National Geographic and Time magazine ran cover features with photos of mixed-race people, celebrating The New Face of America. The hero in the Warren Beatty movie, Bulworth, trumpeted inter-marriage as the way to end racial discrimination.

Polls consistently reveal many whites, blacks, Asians and others are attracted more to other ethnicities than their own, particularly for dating. British writer Laura Smith, who has a Guyanese mother and Scottish father, says she’s often told her mixed-race children “look cool.”

In the age of multi-ethnic celebrities such as Paula Abdul, Vin Diesel, Barack Obama, Tiger Woods, Halle Berry and Mariah Carey, Smith, who frequently writes about mixed unions, says white mothers, in particular, confess to her they yearn for mixed offspring; they want a society that’s less white and more “brown.”

But three cultural trends are shaking up this utopian dream, which places inter-ethnic couples at the vanguard of cultural fusion…

…Scholars SanSan Kwan and Kenneth Spiers, editors of Mixing it Up: Multiracial Subjects, also maintain the melting pot ideal, in which people of different ethnicities inevitably join up to make babies together, is a “problematic” form of “brownwashing.”

“To embrace a ‘brown’ or raceless society and to dispense with concepts of race are to deny the beauty there is in difference,” say Kwan and Spiers.

“Brownwashing hopes to erase the ugly patterns of racism and in one grand gesture homogenize us all.”

Roosevelt University Professor Heather Dalmage’s book also questions the vision of a society replete with mixed marriages.
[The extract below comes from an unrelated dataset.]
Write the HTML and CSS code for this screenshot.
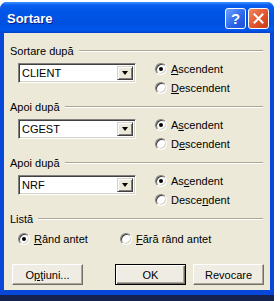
FILE: index.html
```html
<!DOCTYPE html>
<html lang="ro">
<head>
  <meta charset="UTF-8">
  <title>Sortare</title>
  <link rel="stylesheet" href="styles.css">
</head>
<body>

  <div class="window">
    <div class="titlebar">
      <span class="title">Sortare</span>
      <div class="caption-buttons">
        <span class="cap-btn help">?</span>
        <span class="cap-btn close">
          <svg width="11" height="11" viewBox="0 0 11 11"><path d="M1.5 1.5 L9.5 9.5 M9.5 1.5 L1.5 9.5" stroke="#fff" stroke-width="2" stroke-linecap="square"/></svg>
        </span>
      </div>
    </div>

    <div class="client">
      <!-- Cheia 1 -->
      <div class="group">
        <div class="group-header"><span>Sortare după</span></div>
        <div class="group-body">
          <div class="combo"><span class="combo-text">CLIENT</span><span class="combo-arrow"></span></div>
          <div class="radios">
            <label class="radio"><span class="dot checked"></span><span><u>A</u>scendent</span></label>
            <label class="radio"><span class="dot"></span><span><u>D</u>escendent</span></label>
          </div>
        </div>
      </div>

      <!-- Cheia 2 -->
      <div class="group">
        <div class="group-header"><span>Apoi după</span></div>
        <div class="group-body">
          <div class="combo"><span class="combo-text">CGEST</span><span class="combo-arrow"></span></div>
          <div class="radios">
            <label class="radio"><span class="dot checked"></span><span>A<u>s</u>cendent</span></label>
            <label class="radio"><span class="dot"></span><span>D<u>e</u>scendent</span></label>
          </div>
        </div>
      </div>

      <!-- Cheia 3 -->
      <div class="group">
        <div class="group-header"><span>Apoi după</span></div>
        <div class="group-body">
          <div class="combo"><span class="combo-text">NRF</span><span class="combo-arrow"></span></div>
          <div class="radios">
            <label class="radio"><span class="dot checked"></span><span>As<u>c</u>endent</span></label>
            <label class="radio"><span class="dot"></span><span>Desce<u>n</u>dent</span></label>
          </div>
        </div>
      </div>

      <!-- Lista -->
      <div class="group">
        <div class="group-header"><span>Listă</span></div>
        <div class="list-options">
          <label class="radio first"><span class="dot checked"></span><span><u>R</u>ând antet</span></label>
          <label class="radio"><span class="dot"></span><span><u>F</u>ără rând antet</span></label>
        </div>
      </div>

      <!-- Butoane -->
      <div class="buttons">
        <button class="btn">O<u>p</u>ţiuni...</button>
        <button class="btn default">OK</button>
        <button class="btn">Revocare</button>
      </div>
    </div>
  </div>
  <div class="desk"></div>

</body>
</html>
```

FILE: styles.css
```css
body {
  margin: 0;
  background: #ffffff;
  font-family: 'Liberation Sans', Arial, sans-serif;
  font-size: 11px;
  color: #000;
}

.window {
  width: 274px;
  height: 293px;
  margin-top: 2px;
  background: #0848d8;
  border-radius: 7px 7px 0 0;
  display: flex;
  flex-direction: column;
  padding: 0 4px 5px 4px;
  box-sizing: border-box;
}

.desk {
  height: 6px;
  width: 274px;
  background: #15224e;
}

.titlebar {
  height: 31px;
  margin: 0 -4px;
  padding: 0 5px 0 7px;
  border-radius: 7px 7px 0 0;
  background: linear-gradient(to bottom, #3d95ff 0, #0a5ff0 3px, #0055e8 10px, #0050e0 22px, #0058ee 28px, #0040c8 31px);
  display: flex;
  align-items: center;
  justify-content: space-between;
}

.title {
  color: #fff;
  font-weight: bold;
  font-size: 13px;
  text-shadow: 1px 1px #0a1e8c;
  margin-top: 2px;
}

.caption-buttons {
  display: flex;
  gap: 2px;
  margin-top: 2px;
}

.cap-btn {
  width: 21px;
  height: 21px;
  box-sizing: border-box;
  border: 1px solid #fff;
  border-radius: 3px;
  display: flex;
  align-items: center;
  justify-content: center;
  color: #fff;
}

.help {
  background: linear-gradient(135deg, #6fa2ff, #2a63e8 60%, #1f4fd0);
  font: bold 15px 'Liberation Sans', sans-serif;
}

.close {
  background: linear-gradient(135deg, #f08a66, #e2532c 55%, #c63a18);
}

.client {
  flex: 1;
  background: #ece9d8;
  padding: 11px 6px 0 6px;
}

.group {
  margin-bottom: 3px;
}

.group-header {
  display: flex;
  align-items: center;
  height: 13px;
}

.group-header::after {
  content: "";
  flex: 1;
  margin: 1px 1px 0 5px;
  border-top: 1px solid #aca899;
  border-bottom: 1px solid #fff;
}

.group-body {
  display: flex;
  align-items: flex-start;
  height: 40px;
}

.combo {
  margin: 6px 0 0 8px;
  width: 118px;
  height: 20px;
  box-sizing: border-box;
  background: #fff;
  border: 1px solid;
  border-color: #808080 #fff #fff #808080;
  box-shadow: inset 1px 1px #404040, inset -1px -1px #d4d0c8;
  display: flex;
  align-items: center;
  padding: 2px;
}

.combo-text {
  flex: 1;
  padding-left: 1px;
}

.combo-arrow {
  width: 16px;
  height: 14px;
  box-sizing: border-box;
  background: #ece9d8;
  border: 1px solid;
  border-color: #d4d0c8 #404040 #404040 #d4d0c8;
  box-shadow: inset 1px 1px #fff, inset -1px -1px #808080;
  position: relative;
}

.combo-arrow::after {
  content: "";
  position: absolute;
  left: 4px;
  top: 4px;
  border-left: 3.5px solid transparent;
  border-right: 3.5px solid transparent;
  border-top: 4px solid #000;
}

.radios {
  margin: 2px 0 0 19px;
}

.radio {
  display: flex;
  align-items: center;
  height: 19px;
}

.dot {
  width: 12px;
  height: 12px;
  box-sizing: border-box;
  border-radius: 50%;
  background: #fff;
  border: 1px solid;
  border-color: #808080 #fff #fff #808080;
  box-shadow: inset 1px 1px #404040, inset -1px -1px #d4d0c8;
  margin-right: 4px;
  position: relative;
}

.dot.checked::after {
  content: "";
  position: absolute;
  left: 3px;
  top: 3px;
  width: 4px;
  height: 4px;
  border-radius: 50%;
  background: #000;
}

.list-options {
  display: flex;
  margin: 4px 0 0 8px;
}

.list-options .first {
  width: 102px;
}

.buttons {
  display: flex;
  margin-top: 16px;
  padding-left: 2px;
}

.btn {
  width: 71px;
  height: 21px;
  font: 11px 'Liberation Sans', Arial, sans-serif;
  color: #000;
  background: #efede3;
  border: 1px solid;
  border-color: #fff #716f64 #716f64 #fff;
  box-shadow: inset -1px -1px #aca899;
  padding: 0;
  margin-left: 7px;
}

.btn:first-child {
  margin-left: 0;
  margin-right: auto;
}

.btn.default {
  border-color: #000;
  box-shadow: inset 1px 1px #fff, inset -1px -1px #716f64, inset -2px -2px #aca899;
}
```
In The Politics of Multiracialism: Challenging Racial Thinking, contributors criticize white people who seek a “colour-blind” society, claiming they just want to deny the prevalence of racism.

British researcher Miri Song, of Kent University, also suggests a Western inter-marriage involving a white person can lead to questionable “assimilation,” in which the ethnic minority loses their identity to the so-called “dominant culture.”

Instead of being a sign of cultural success, Song writes, mixed marriages could “engender deep ambivalence” for minority members…

Read the entire article here.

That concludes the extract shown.